Justin Tucker is far and away the best kicker in the NFL. Our best estimate is that he kicks at 1.06 POE with confidence intervals of 0.97-1.15. Tucker’s true POE is more likely to be 1.15 than a bit below average. What’s nice about this is we can use it to give us an estimate of how many points a kicker could add, along with some confidence measure.
In 2019 Houston’s Field Goals were worth 61.95 expected points, lets assume they get the same next year. Our ratings suggest that Ka’imi Fairbairn would score on average 60.711 points with 95% confidence intervals (CIs) of 53.3-68.1. We estimate Justin Tucker would score 65 points with CIs of 59.7-71.1 from the same kicks. The weakest active kicker is Sam Ficken of the Jets who is estimated to make 58.85 points on average (50-67). Although the range of distributions are wide it suggests the 2019 Texans would only make, on average, 7 more points per season by having the best kicker in the game vs the worst.

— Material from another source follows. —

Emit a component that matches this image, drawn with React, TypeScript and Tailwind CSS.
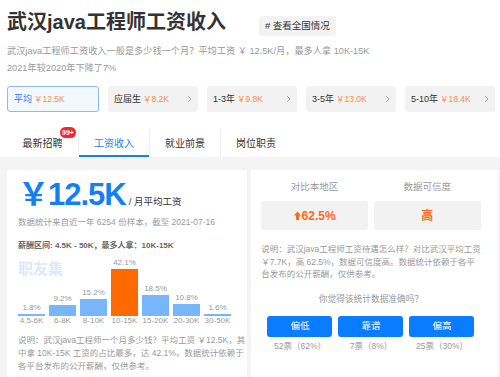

Even if variance is on Fairbairn’s side and he hits his upper CI and becomes the best kicker to ever live, he’s only worth 10 more points per season vs the worst (on average), and the chance of that happening is slim. He has more chance of scoring lower than Ficken’s current average. The Fairbairn contract seemed like a mystery before I started this but now I’m scratching my head even more.
Notes on method
- The expected success model assumes home field advantage, stadium type and weather have no bearing on the outcome of the kick, which is obviously false. Improvements could be made there but I’ll be damned if I am going to make them.
- To update the prior distribution I converted the POE to a binomial probability. Have a look at David Robinsons Introduction to Empirical Bayes book.
- For the ridgeplot I used Peter McKeever’s blogpost on creating ridgeplots
- I’ll aim to get the notebook up behind this analysis at some point once I’ve tidied it all up, I’ll post it here.